At the heart of my painting process lies an unwavering fascination with queerness. It is a singular obsession that drives me to infuse my paintings with a distinct queer sensibility. Beyond the tired stereotypes associated with the LGBTQ+ community, I seek to challenge and transcend, delving into realms beyond Tom of Finland and glitter. Through my queer-colored glasses, I reimagine narratives, provoke thoughts, and push boundaries. My desire to make the paintings queer is a quixotic one, where I am both Don Quixote and Sancho Panza.
When I’m not doing fieldwork analyzing Saturday morning cartoons, I walk the streets of different cities, looking at the graffitied-tagged buildings. I see these as Mayan glyphs or displaced Disney-like shapes, a language brimming with symbolism and meaning. I harness the raw energy, vibrant colors, and fearless expression of these forms in my paintings, combining an unschooled, unpretentious, urban, and suburban visual language with a trained academic style. I create an amalgam of tension and elements that contradict one another in a way that is important to the paintings. I identify as an academic figurative painter, and yet I don’t paint the figure. I utilize contemporary conceptual approaches using casein paint—an ancient milk-based paint deeply rooted in art history—transforming it like a drag queen that playfully places a big wet smooch right on the kisser of a cartoon hunter. This inherent contradiction encapsulates my worldview—I am disciplined and meticulous, lighthearted and playful. I weave together diverse concepts and traditions using an academic structure.
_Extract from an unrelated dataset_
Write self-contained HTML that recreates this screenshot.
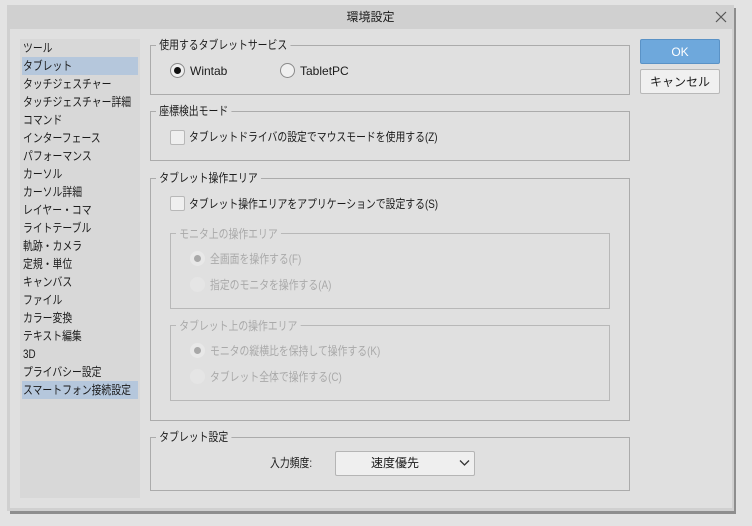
<!DOCTYPE html>
<html><head><meta charset="utf-8"><style>
*{margin:0;padding:0;box-sizing:border-box}
body{width:752px;height:526px;background:#e3e3e3;position:relative;overflow:hidden;font-family:"Liberation Sans","Noto Sans CJK JP",sans-serif;font-size:12px;color:#1a1a1a}
.a{position:absolute}
.t{position:absolute;white-space:nowrap;line-height:14px;transform:scaleX(.82);transform-origin:0 0}
.t.lat,.t.c{transform:none}
.g{position:absolute;border:1px solid #ababab}
.lg{position:absolute;background:#e0e0e0;padding:0 4px;line-height:14px;white-space:nowrap;transform:scaleX(.82);transform-origin:0 0}
.cb{position:absolute;width:15px;height:15px;border:1px solid #b8b8b8;background:#efefef;border-radius:2px}
.rd{position:absolute;width:15px;height:15px;border-radius:50%;border:1px solid #8a8a8a;background:#efefef}
.dis{color:#a9a9a9}
.side div{height:18px;line-height:18px;padding-left:3px;white-space:nowrap}
.side span{display:inline-block;transform:scaleX(.82);transform-origin:0 0}
</style></head><body>
<div class="a" style="left:10px;top:8px;width:726px;height:506px;background:#8e8e8e"></div>
<div class="a" style="left:7px;top:5px;width:727px;height:506px;background:#d0d0d0"></div>
<div class="t c" style="left:0;width:741px;top:10px;text-align:center">環境設定</div>
<svg class="a" style="left:715px;top:11px" width="12" height="12"><path d="M1 1L11 11M11 1L1 11" stroke="#555" stroke-width="1.2"/></svg>
<div class="a" style="left:10px;top:29px;width:722px;height:479px;background:#e0e0e0"></div>
<div class="a side" style="left:20px;top:39px;width:120px;height:459px;background:#d8d8d8">
<div><span>ツール</span></div>
<div style="background:#b5c7dc;margin:0 2px;padding-left:1px"><span>タブレット</span></div>
<div><span>タッチジェスチャー</span></div>
<div><span>タッチジェスチャー詳細</span></div>
<div><span>コマンド</span></div>
<div><span>インターフェース</span></div>
<div><span>パフォーマンス</span></div>
<div><span>カーソル</span></div>
<div><span>カーソル詳細</span></div>
<div><span>レイヤー・コマ</span></div>
<div><span>ライトテーブル</span></div>
<div><span>軌跡・カメラ</span></div>
<div><span>定規・単位</span></div>
<div><span>キャンバス</span></div>
<div><span>ファイル</span></div>
<div><span>カラー変換</span></div>
<div><span>テキスト編集</span></div>
<div><span>3D</span></div>
<div><span>プライバシー設定</span></div>
<div style="background:#b5c7dc;margin:0 2px;padding-left:1px"><span>スマートフォン接続設定</span></div>
</div>
<div class="g" style="left:150px;top:45px;width:480px;height:50px"></div>
<div class="lg" style="left:156px;top:38px">使用するタブレットサービス</div>
<div class="rd" style="left:170px;top:63px"><div class="a" style="left:3px;top:3px;width:7px;height:7px;border-radius:50%;background:#111"></div></div>
<div class="t lat" style="left:190px;top:64px">Wintab</div>
<div class="rd" style="left:280px;top:63px"></div>
<div class="t lat" style="left:300px;top:64px">TabletPC</div>
<div class="g" style="left:150px;top:111px;width:480px;height:50px"></div>
<div class="lg" style="left:156px;top:104px">座標検出モード</div>
<div class="cb" style="left:170px;top:130px"></div>
<div class="t" style="left:189px;top:130px">タブレットドライバの設定でマウスモードを使用する(Z)</div>
<div class="g" style="left:150px;top:178px;width:480px;height:243px"></div>
<div class="lg" style="left:156px;top:171px">タブレット操作エリア</div>
<div class="cb" style="left:170px;top:196px"></div>
<div class="t" style="left:189px;top:197px">タブレット操作エリアをアプリケーションで設定する(S)</div>
<div class="g" style="left:170px;top:233px;width:440px;height:76px;border-color:#b8b8b8"></div>
<div class="lg dis" style="left:176px;top:227px">モニタ上の操作エリア</div>
<div class="a" style="left:190px;top:251px;width:15px;height:15px;border-radius:50%;background:#e8e8e8"><div class="a" style="left:4px;top:4px;width:7px;height:7px;border-radius:50%;background:#a8a8a8"></div></div>
<div class="t dis" style="left:210px;top:252px">全画面を操作する(F)</div>
<div class="a" style="left:190px;top:277px;width:15px;height:15px;border-radius:50%;background:#e5e5e5"></div>
<div class="t dis" style="left:210px;top:278px">指定のモニタを操作する(A)</div>
<div class="g" style="left:170px;top:325px;width:440px;height:76px;border-color:#b8b8b8"></div>
<div class="lg dis" style="left:176px;top:319px">タブレット上の操作エリア</div>
<div class="a" style="left:190px;top:343px;width:15px;height:15px;border-radius:50%;background:#e8e8e8"><div class="a" style="left:4px;top:4px;width:7px;height:7px;border-radius:50%;background:#a8a8a8"></div></div>
<div class="t dis" style="left:210px;top:344px">モニタの縦横比を保持して操作する(K)</div>
<div class="a" style="left:190px;top:369px;width:15px;height:15px;border-radius:50%;background:#e5e5e5"></div>
<div class="t dis" style="left:210px;top:370px">タブレット全体で操作する(C)</div>
<div class="g" style="left:150px;top:437px;width:480px;height:54px"></div>
<div class="lg" style="left:156px;top:430px">タブレット設定</div>
<div class="t" style="left:270px;top:456px">入力頻度:</div>
<div class="a" style="left:335px;top:451px;width:140px;height:25px;border:1px solid #b5b5b5;background:#efefef;border-radius:2px"></div>
<div class="t c" style="left:335px;width:120px;top:456px;text-align:center">速度優先</div>
<svg class="a" style="left:459px;top:459px" width="12" height="8"><path d="M1 1.5 L5.5 6 L10 1.5" fill="none" stroke="#333" stroke-width="1.3"/></svg>
<div class="a" style="left:640px;top:39px;width:80px;height:25px;background:#6ea8dc;border:1px solid #5a92c6;border-radius:2px"></div>
<div class="t lat" style="left:640px;width:80px;top:45px;text-align:center;color:#fff">OK</div>
<div class="a" style="left:640px;top:69px;width:80px;height:25px;background:#f0f0f0;border:1px solid #b8b8b8;border-radius:2px"></div>
<div class="t c" style="left:640px;width:80px;top:75px;text-align:center">キャンセル</div>
</body></html>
Through blurring the boundaries between the unapproachable ivory tower of the art world, the down-and-dirty culture of the street, the cultural wasteland of the suburbia I grew up in, and the silly goofiness of cartoons, I engage in a perplexing dance—a delicate balancing act. The outcomes are uncertain until the painting begins to come together, and this is the exhilarating, hair-pulling part—the element of surprise, the joy of the unpredictable. Following the painting and letting it lead me is what it’s really all about in the end.
Fun fact: DeFrank trained as a luchador, a Mexican wrestler, during his stay as a Fulbright scholar in Mexico City. In his view, Mexican wrestling stands as an allegory for painting.
DeFrank has had many solo shows including at the School of Visual Arts Flat Iron Project Space, most recently a two-person show at Townsend Galley in Watermill NY. His works have been featured in countless group exhibitions, notably at Provincetown Art Association and Museum in Massachusetts. Steve was proud to be included in a group show at the Museum of Contemporary Art in Oaxaca. He received the Lillian Orlowsky and William Freed Foundation Grant for an outstanding painter as well he was acknowledged by the American Academy of Arts and Letters, which awarded him the distinguished Willard L. Metcalf Award.
DeFrank’s works are in the collections of the New Museum of Contemporary Art, SEI/West Family Collection, The American Academy of Arts and Letters, and the Eli and Edyth Broad Art Museum in Los Angeles. His work has been reviewed in various publications, among the standouts are Vanity Fair, Artnews, Craines, New York, and The New York Times.